### INFORMATION SUPPLIED

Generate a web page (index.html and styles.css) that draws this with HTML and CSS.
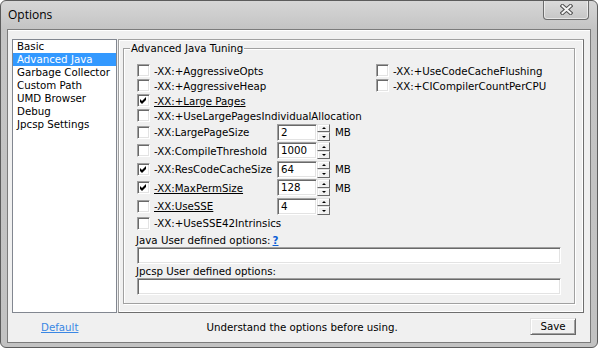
FILE: index.html
```html
<!DOCTYPE html>
<html>
<head>
<meta charset="utf-8">
<title>Options</title>
<link rel="stylesheet" href="styles.css">
</head>
<body>
<div class="window">
  <div class="titlebar">
    <span class="title">Options</span>
    <div class="close">
      <svg width="13" height="11" viewBox="0 0 13 11">
        <path d="M2.5 2 L10.5 9 M10.5 2 L2.5 9" stroke="#505050" stroke-width="4" stroke-linecap="square" fill="none"/>
        <path d="M2.5 2 L10.5 9 M10.5 2 L2.5 9" stroke="#f4f4f4" stroke-width="2" stroke-linecap="square" fill="none"/>
      </svg>
    </div>
  </div>
  <div class="client">
    <div class="main">
      <ul class="navlist">
        <li>Basic</li>
        <li class="sel">Advanced Java</li>
        <li>Garbage Collector</li>
        <li>Custom Path</li>
        <li>UMD Browser</li>
        <li>Debug</li>
        <li>Jpcsp Settings</li>
      </ul>
      <div class="panel">
        <div class="group">
          <span class="caption">Advanced Java Tuning</span>
          <div class="cols">
            <div class="col left">
              <div class="check"><span class="box"></span><span>-XX:+AggressiveOpts</span></div>
              <div class="check"><span class="box"></span><span>-XX:+AggressiveHeap</span></div>
              <div class="check"><span class="box on"><svg width="7" height="7" viewBox="0 0 7 7"><path d="M0 2 L2 4 L6 0 L6 3 L2 7 L0 5 Z" fill="#000"/></svg></span><span class="u">-XX:+Large Pages</span></div>
              <div class="check"><span class="box"></span><span>-XX:+UseLargePagesIndividualAllocation</span></div>
              <div class="spin-row">
                <div class="check"><span class="box"></span><span>-XX:LargePageSize</span></div>
                <div class="field">2</div>
                <div class="spin"><span class="sbtn up"></span><span class="sbtn down"></span></div>
                <span class="unit">MB</span>
              </div>
              <div class="spin-row">
                <div class="check"><span class="box"></span><span>-XX:CompileThreshold</span></div>
                <div class="field">1000</div>
                <div class="spin"><span class="sbtn up"></span><span class="sbtn down"></span></div>
              </div>
              <div class="spin-row">
                <div class="check"><span class="box on"><svg width="7" height="7" viewBox="0 0 7 7"><path d="M0 2 L2 4 L6 0 L6 3 L2 7 L0 5 Z" fill="#000"/></svg></span><span>-XX:ResCodeCacheSize</span></div>
                <div class="field">64</div>
                <div class="spin"><span class="sbtn up"></span><span class="sbtn down"></span></div>
                <span class="unit">MB</span>
              </div>
              <div class="spin-row">
                <div class="check"><span class="box on"><svg width="7" height="7" viewBox="0 0 7 7"><path d="M0 2 L2 4 L6 0 L6 3 L2 7 L0 5 Z" fill="#000"/></svg></span><span class="u">-XX:MaxPermSize</span></div>
                <div class="field">128</div>
                <div class="spin"><span class="sbtn up"></span><span class="sbtn down"></span></div>
                <span class="unit">MB</span>
              </div>
              <div class="spin-row">
                <div class="check"><span class="box"></span><span class="u">-XX:UseSSE</span></div>
                <div class="field">4</div>
                <div class="spin"><span class="sbtn up"></span><span class="sbtn down"></span></div>
              </div>
              <div class="check"><span class="box"></span><span>-XX:+UseSSE42Intrinsics</span></div>
              <div class="optlabel first">Java User defined options:<span class="help">?</span></div>
              <div class="textfield"></div>
              <div class="optlabel">Jpcsp User defined options:</div>
              <div class="textfield"></div>
            </div>
            <div class="col right">
              <div class="check"><span class="box"></span><span>-XX:+UseCodeCacheFlushing</span></div>
              <div class="check"><span class="box"></span><span>-XX:+CICompilerCountPerCPU</span></div>
            </div>
          </div>
        </div>
      </div>
    </div>
    <div class="footer">
      <a class="link">Default</a>
      <span class="msg">Understand the options before using.</span>
      <button class="btn">Save</button>
    </div>
  </div>
</div>
</body>
</html>
```
FILE: styles.css
```css
* { box-sizing: border-box; }
html, body { margin: 0; background: #fff; }
body {
  font-family: "DejaVu Sans", Verdana, sans-serif;
  font-size: 10.25px;
  color: #000;
}
.window {
  width: 598px;
  height: 348px;
  border: 1px solid #5c5c5c;
  border-radius: 6px;
  background: linear-gradient(#d6d6d6 0, #c4c4c4 28px, #c2c2c2 100%);
  display: flex;
  flex-direction: column;
  overflow: hidden;
}
.titlebar {
  height: 28px;
  flex: none;
  display: flex;
  align-items: flex-start;
}
.title {
  font-family: "Open Sans", "Noto Sans", sans-serif;
  font-size: 12px;
  line-height: 16px;
  margin: 6px 0 0 7px;
}
.close {
  margin-left: auto;
  margin-right: 8px;
  margin-top: -1px;
  width: 46px;
  height: 20px;
  border: 1px solid #6c6c6c;
  border-top: 0;
  border-radius: 0 0 4px 4px;
  background: linear-gradient(#dcdcdc, #c6c6c6);
  box-shadow: inset 0 0 0 1px rgba(255, 255, 255, 0.55);
  display: flex;
  align-items: center;
  justify-content: center;
}
.client {
  margin: 0 6px;
  height: 314px;
  border: 1px solid #7b7b7b;
  background: #f0f0f0;
  box-shadow: inset 0 1px 0 #fff;
  display: flex;
  flex-direction: column;
}
.main {
  height: 283px;
  flex: none;
  display: flex;
  gap: 1px;
  padding: 9px 6px 0 4px;
}
.navlist {
  list-style: none;
  margin: 0;
  padding: 0;
  width: 105px;
  flex: none;
  background: #fff;
  border: 1px solid #828790;
}
.navlist li {
  height: 13px;
  line-height: 13px;
  padding-left: 4px;
  white-space: nowrap;
}
.navlist li.sel { background: #3399ff; color: #fff; }
.panel {
  width: 466px;
  flex: none;
  border: 1px solid;
  border-color: #a0a0a0 #6e6e6e #6e6e6e #a0a0a0;
  box-shadow: inset 1px 1px 0 #fff, inset -1px -1px 0 #fff;
  padding: 0 0 0 4px;
}
.group {
  position: relative;
  margin-top: 8px;
  width: 452px;
  height: 256px;
  border: 1px solid #a0a0a0;
  box-shadow: inset 1px 1px 0 #fff, 1px 1px 0 #fff;
  padding: 14px 0 0 13px;
}
.caption {
  position: absolute;
  left: 6px;
  top: -7px;
  padding: 0 1px;
  line-height: 13px;
  background: #f0f0f0;
  white-space: nowrap;
}
.cols { display: flex; }
.col { display: flex; flex-direction: column; }
.col.left { width: 239px; flex: none; }
.check {
  display: flex;
  align-items: center;
  height: 15px;
  white-space: nowrap;
}
.box {
  width: 13px;
  height: 13px;
  flex: none;
  margin-right: 4px;
  background: #fff;
  border: 1px solid;
  border-color: #a0a0a0 #fff #fff #a0a0a0;
  box-shadow: inset 1px 1px 0 #696969, inset -1px -1px 0 #e3e3e3;
  display: flex;
  align-items: center;
  justify-content: center;
}
.box svg { display: block; }
.u { text-decoration: underline; }
.spin-row {
  display: flex;
  align-items: center;
  height: 18.5px;
}
.spin-row .check { width: 140px; flex: none; }
.field, .textfield {
  background: #fff;
  border: 1px solid;
  border-color: #a0a0a0 #fff #fff #a0a0a0;
  box-shadow: inset 1px 1px 0 #696969, inset -1px -1px 0 #e3e3e3;
}
.field {
  width: 40px;
  height: 17px;
  padding: 0 3px;
  line-height: 15px;
}
.spin {
  width: 13px;
  height: 17px;
  display: flex;
  flex-direction: column;
}
.sbtn {
  height: 8.5px;
  background: #f0f0f0;
  border: 1px solid;
  border-color: #e3e3e3 #696969 #696969 #e3e3e3;
  box-shadow: inset 1px 1px 0 #fff;
  display: flex;
  align-items: center;
  justify-content: center;
}
.sbtn::after {
  content: "";
  width: 0;
  height: 0;
  border-left: 2px solid transparent;
  border-right: 2px solid transparent;
}
.sbtn.up::after { border-bottom: 2px solid #000; }
.sbtn.down::after { border-top: 2px solid #000; }
.unit { margin-left: 5px; }
.optlabel {
  height: 14px;
  line-height: 14px;
  margin-left: -1px;
  white-space: nowrap;
}
.optlabel.first { margin-top: 2px; }
.help {
  color: #0b5fd6;
  font-weight: bold;
  text-decoration: underline;
  margin-left: 2px;
}
.textfield {
  width: 424px;
  height: 17px;
}
.footer {
  flex: 1;
  display: flex;
  align-items: center;
  padding: 0 14px 2px 33px;
}
.link {
  color: #3a87e4;
  text-decoration: underline;
}
.msg { margin-left: 128px; }
.btn {
  margin-left: auto;
  width: 46px;
  height: 17px;
  padding: 0;
  font: inherit;
  color: #000;
  line-height: 15px;
  text-align: center;
  background: #f0f0f0;
  border: 1px solid;
  border-color: #e3e3e3 #696969 #696969 #e3e3e3;
  box-shadow: inset 1px 1px 0 #fff, inset -1px -1px 0 #a0a0a0;
}
```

### THE TASK
Lines of the listing that contain the word "index" are to be counted; report only their number.

### SOLVED PROBLEM
2